When the Court must make factual findings on issues not necessarily decided by the jury’s
verdict, it should do so using the preponderance of the evidence standard that normally applies
when making a determination on class certification. Id.
BACKGROUND
ViSalus is a multi-level marketing company that sells weight-loss products and other
nutritional dietary supplements, including energy drinks. Individual members sign up with
ViSalus to be “promoters,” and promoters purchase products from ViSalus and re-sell them to
customers of the promoter. Plaintiff Lori Wakefield signed up to be a promoter with ViSalus in
late 2012 but did not sell any ViSalus products and decided to cancel her ViSalus membership
after two months. Although Plaintiff cancelled her account in March 2013, she received
telephone solicitation calls from ViSalus in April 2015. Plaintiff brought claims against
Defendant for violating the TCPA, alleging that she and a class of similarly situated individuals
had received telephone calls promoting ViSalus products or services using an artificial or
prerecorded voice without their consent.
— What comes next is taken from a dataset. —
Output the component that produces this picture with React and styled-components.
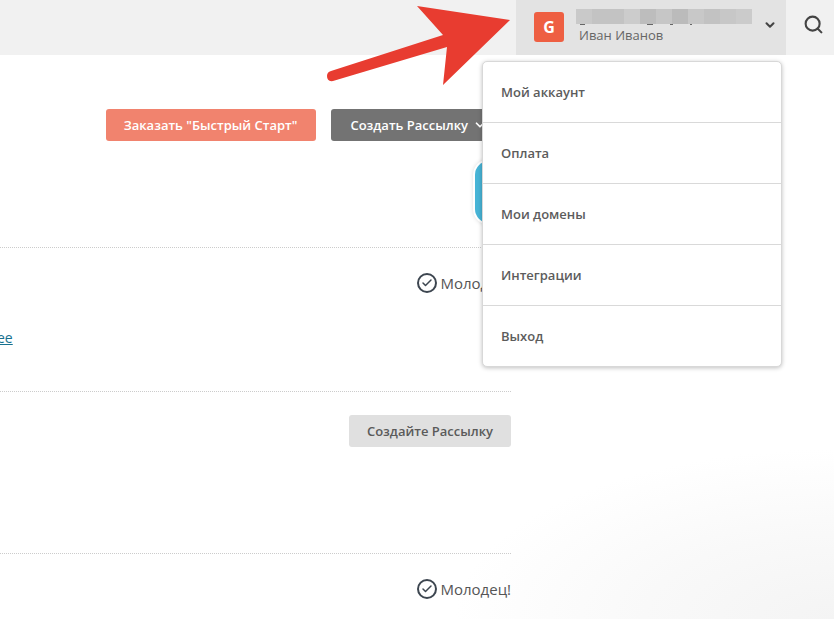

In an opinion issued on June 23, 2017, U.S. District
Judge Anna Brown, who presided over this action until she took senior status in 2018, granted
certification of a class consisting of:
All individuals in the United States who received a telephone call
made by or on behalf of ViSalus: (1) promoting ViSalus’s products
or services; (2) where such call featured an artificial or prerecorded
voice; and (3) where neither ViSalus nor its agents had any current
record of prior express written consent to place such call at the
time such call was made.
ECF 81 at 6.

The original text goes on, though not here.